Rocio Becerril and her husband were willing to help.
“I talked to my husband about it and said, ‘look, we have an extra bedroom. We've talked about adopting or having taken in another child. What do you think if we go through this throughout this process of sponsoring a child who has crossed the border alone by themselves and they have no one to be sponsored by?’” Becerril said. “We just decided to open our own home, to be able to help someone who has clearly crossed the border by themselves. They have no one, no one here in the United States to be able to claim them and say, ‘hey, release this child to my care.”
Sewell matched Carlita with the Becerril family in December of 2020.
“I do consider her to be part of our family,” said Becerril, who has two younger children. “People are really curious. I feel like everyone wants to put a label. ‘Are you a foster parent? Are you her or are you a stepmom? Are you adopting her? What's the situation?’ So, I simply just tell them I'm just a sponsor. And basically, the government has released her under my care.”
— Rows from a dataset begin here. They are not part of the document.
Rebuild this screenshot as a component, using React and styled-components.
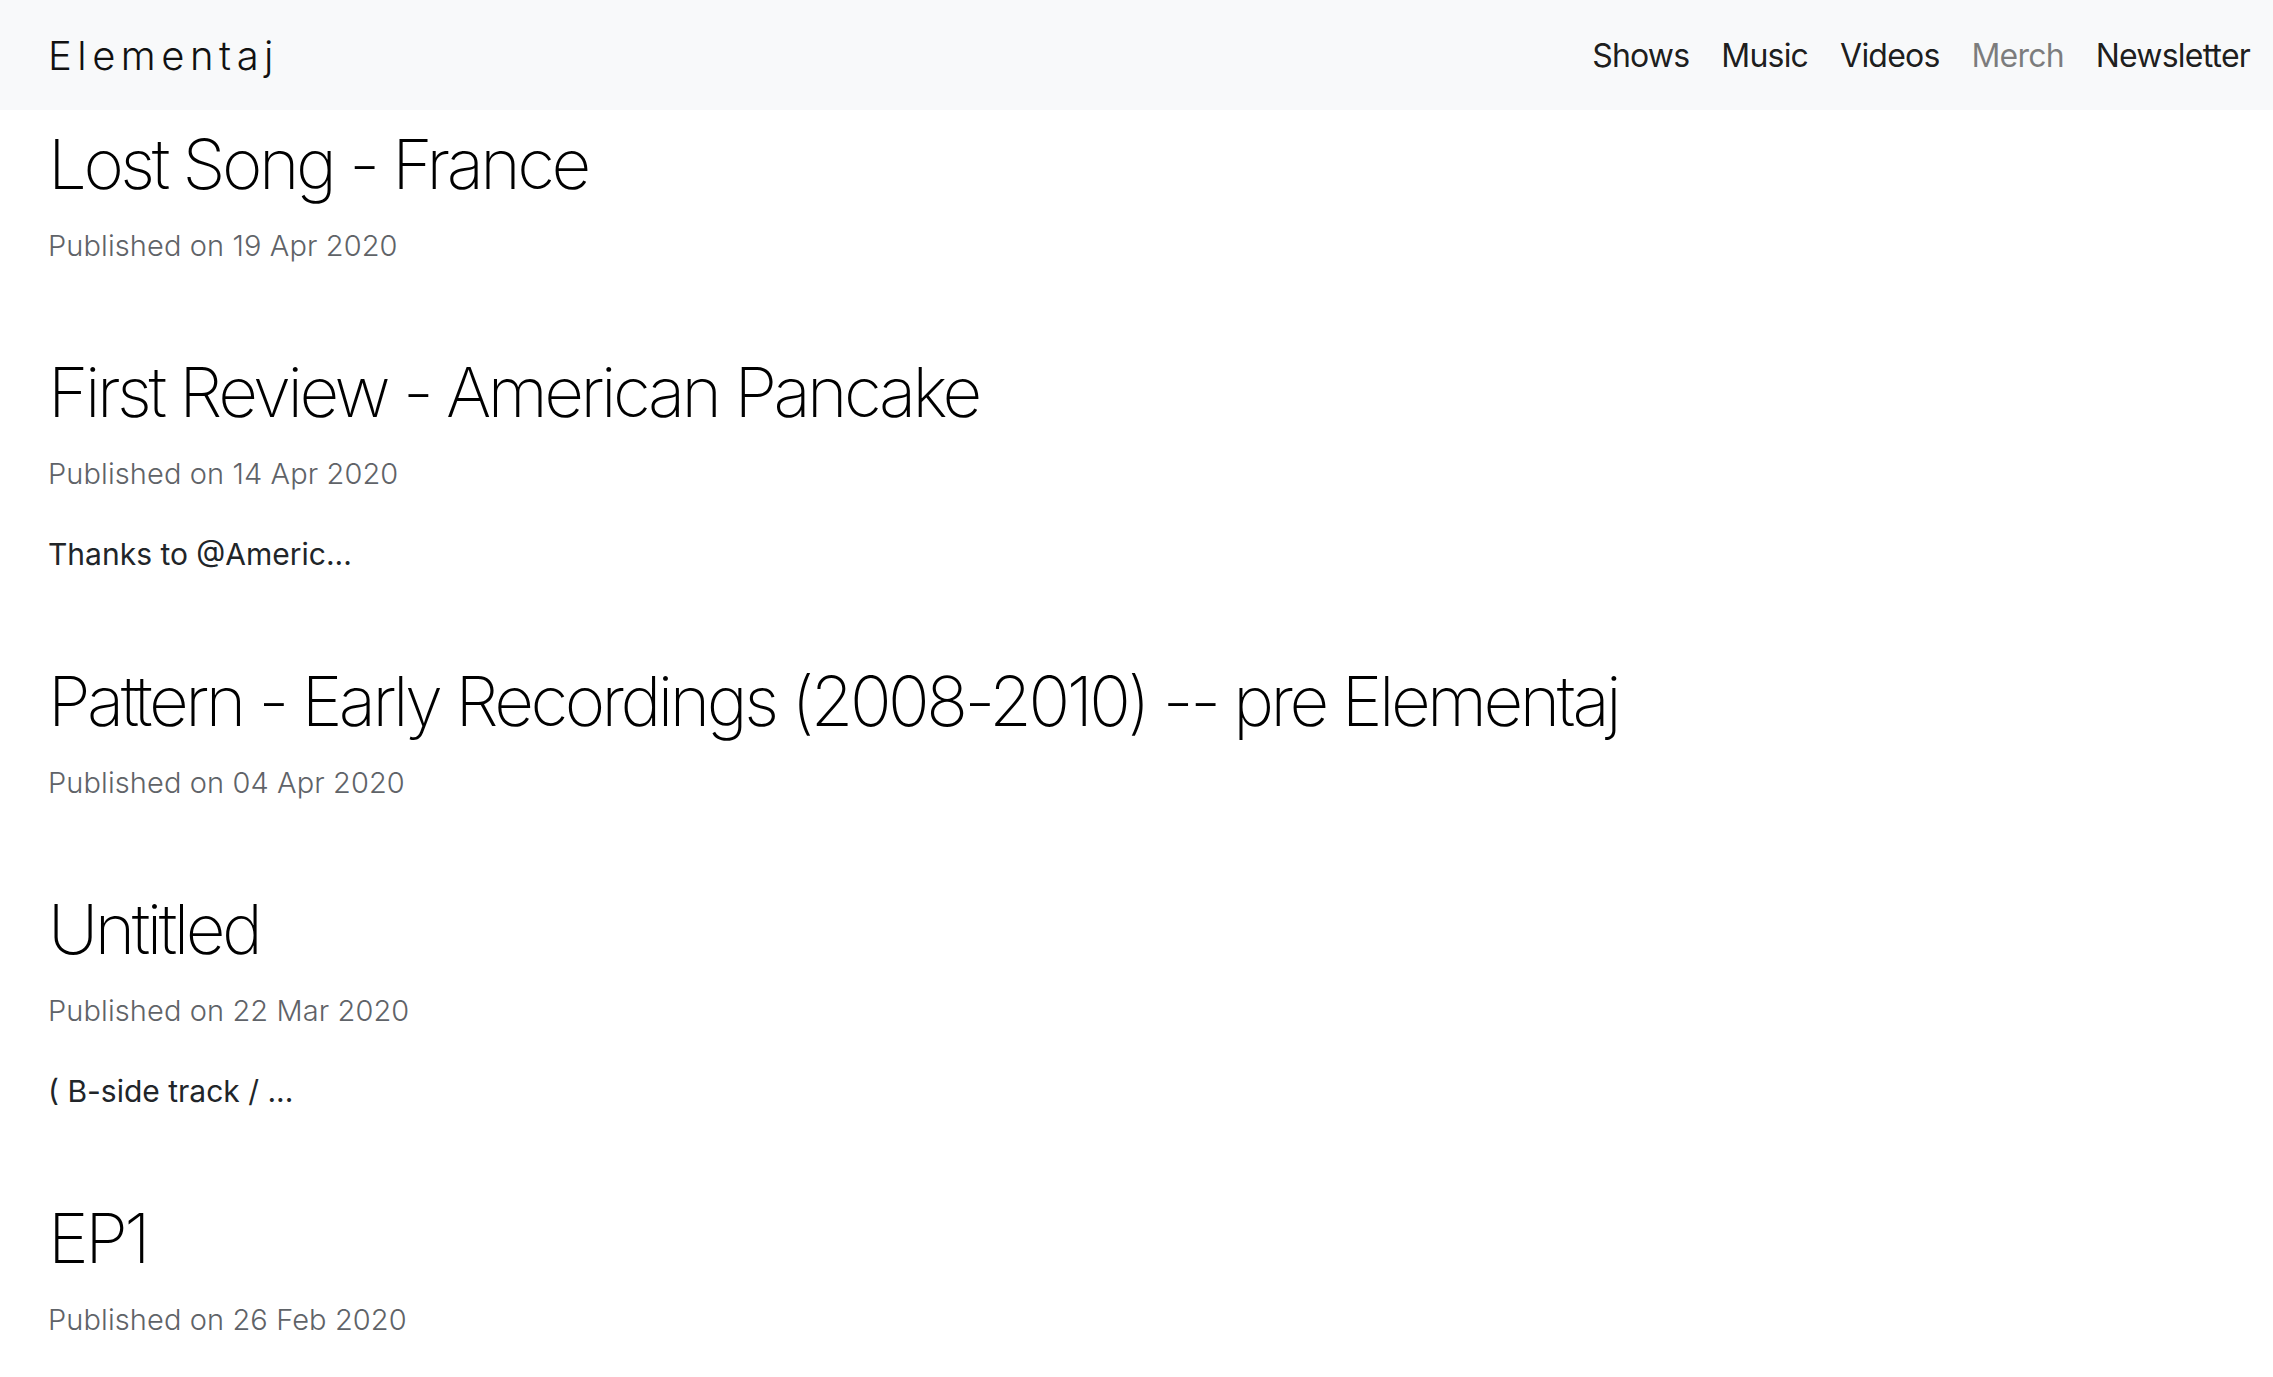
import React from 'react';
import styled, { createGlobalStyle } from 'styled-components';

const GlobalStyle = createGlobalStyle`
  html, body {
    margin: 0;
    padding: 0;
    background: #fff;
  }
  body {
    font-family: Inter, "Liberation Sans", sans-serif;
    color: #212529;
  }
`;

const Navbar = styled.nav`
  height: 110px;
  box-sizing: border-box;
  display: flex;
  align-items: center;
  justify-content: space-between;
  padding: 0 7px 0 48px;
  background-color: #f8f9fa;
`;

const Brand = styled.a`
  font-size: 40px;
  font-weight: 300;
  letter-spacing: 5.5px;
  color: #111;
  text-decoration: none;
`;

const NavList = styled.ul`
  display: flex;
  list-style: none;
  margin: 0;
  padding: 0;
`;

const NavLink = styled.a`
  display: block;
  padding: 0 16px;
  font-size: 32px;
  font-weight: 400;
  letter-spacing: -0.8px;
  color: ${(p) => (p.$muted ? 'rgba(0, 0, 0, 0.5)' : 'rgba(0, 0, 0, 0.9)')};
  text-decoration: none;
`;

const Main = styled.main`
  display: flex;
  flex-direction: column;
  gap: 82px;
  padding: 12px 48px 60px;
`;

const Post = styled.article`
  display: flex;
  flex-direction: column;
`;

const Title = styled.h2`
  margin: 0;
  font-size: 69px;
  line-height: 84px;
  font-weight: 200;
  letter-spacing: -3.5px;
  color: #000;
`;

const Meta = styled.p`
  margin: 18px 0 0;
  font-size: 29px;
  line-height: 44px;
  font-weight: 300;
  letter-spacing: 0.1px;
  color: #5f6368;
`;

const Excerpt = styled.p`
  margin: 35px 0 0;
  font-size: 30px;
  line-height: 46px;
  font-weight: 400;
  color: #212529;
`;

const links = [
  { label: 'Shows' },
  { label: 'Music' },
  { label: 'Videos' },
  { label: 'Merch', muted: true },
  { label: 'Newsletter' },
];

const posts = [
  { title: 'Lost Song - France', date: '19 Apr 2020' },
  { title: 'First Review - American Pancake', date: '14 Apr 2020', excerpt: 'Thanks to @Americ...' },
  { title: 'Pattern - Early Recordings (2008-2010) -- pre Elementaj', date: '04 Apr 2020' },
  { title: 'Untitled', date: '22 Mar 2020', excerpt: '( B-side track / ...' },
  { title: 'EP1', date: '26 Feb 2020' },
];

export default function App() {
  return (
    <>
      <GlobalStyle />
      <Navbar>
        <Brand href="#">Elementaj</Brand>
        <NavList>
          {links.map((l) => (
            <li key={l.label}>
              <NavLink href="#" $muted={l.muted}>{l.label}</NavLink>
            </li>
          ))}
        </NavList>
      </Navbar>
      <Main>
        {posts.map((p) => (
          <Post key={p.title}>
            <Title>{p.title}</Title>
            <Meta>Published on {p.date}</Meta>
            {p.excerpt && <Excerpt>{p.excerpt}</Excerpt>}
          </Post>
        ))}
      </Main>
    </>
  );
}
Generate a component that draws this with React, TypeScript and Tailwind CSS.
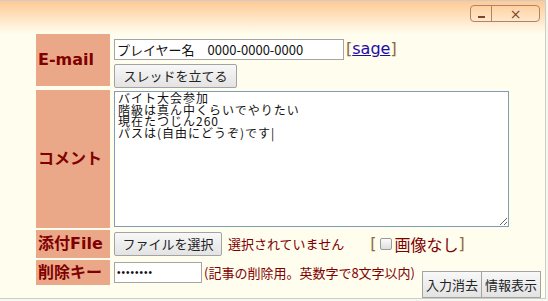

“She is wonderful,” Becerril added. “She is such a good girl. I can complain when my husband and I can complain about my son, my daughter. Her, I have no complaints. She is wonderful.”
Becerril said a non-profit organization that provides legal services in Illinois is helping Carlita with her immigration case. The family is helping her navigate driving, working, learning to live in this country.
But if Carlita is ordered removed by a judge, Becerril said she’s ready to put on her on a plane.
“As much as you want to think that you are helping them,” Becerril said, “I feel like she's come into our life to honestly enrich our lives. Like it's almost like something that we needed that we didn't know we needed.”
“I’m with Rocio,” Carlita said. “My life is happy. There are two kids here, I love them like if they were my siblings. I love Rocio and her husband like if they were my parents.”
Carlita’s case is still moving through the immigration system.